╭─ Given information
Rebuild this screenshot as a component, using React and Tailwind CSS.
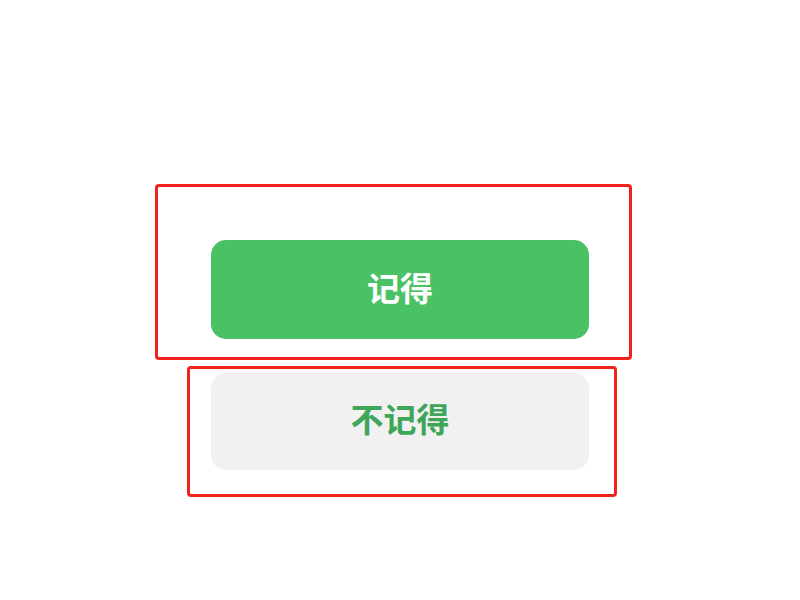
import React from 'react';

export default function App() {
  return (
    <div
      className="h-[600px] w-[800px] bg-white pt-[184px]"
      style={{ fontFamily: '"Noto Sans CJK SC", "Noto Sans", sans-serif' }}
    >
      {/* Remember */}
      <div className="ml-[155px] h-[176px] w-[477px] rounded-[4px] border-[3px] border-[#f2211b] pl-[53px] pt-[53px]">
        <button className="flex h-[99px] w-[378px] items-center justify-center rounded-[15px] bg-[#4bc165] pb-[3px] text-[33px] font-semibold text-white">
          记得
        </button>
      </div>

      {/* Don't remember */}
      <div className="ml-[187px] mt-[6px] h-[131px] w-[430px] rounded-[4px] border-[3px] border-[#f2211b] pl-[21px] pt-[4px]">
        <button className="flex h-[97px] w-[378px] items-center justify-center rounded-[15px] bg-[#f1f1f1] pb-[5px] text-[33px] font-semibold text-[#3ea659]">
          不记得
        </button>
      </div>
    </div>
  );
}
╰─
# [Short exercise]
Drop the images and repeat the data exactly.

# [Answer below]
Rebuild this screenshot as a component, using React and Tailwind CSS.
import React from 'react';

export default function App() {
  return (
    <div
      className="h-[600px] w-[800px] bg-white pt-[184px]"
      style={{ fontFamily: '"Noto Sans CJK SC", "Noto Sans", sans-serif' }}
    >
      {/* Remember */}
      <div className="ml-[155px] h-[176px] w-[477px] rounded-[4px] border-[3px] border-[#f2211b] pl-[53px] pt-[53px]">
        <button className="flex h-[99px] w-[378px] items-center justify-center rounded-[15px] bg-[#4bc165] pb-[3px] text-[33px] font-semibold text-white">
          记得
        </button>
      </div>

      {/* Don't remember */}
      <div className="ml-[187px] mt-[6px] h-[131px] w-[430px] rounded-[4px] border-[3px] border-[#f2211b] pl-[21px] pt-[4px]">
        <button className="flex h-[97px] w-[378px] items-center justify-center rounded-[15px] bg-[#f1f1f1] pb-[5px] text-[33px] font-semibold text-[#3ea659]">
          不记得
        </button>
      </div>
    </div>
  );
}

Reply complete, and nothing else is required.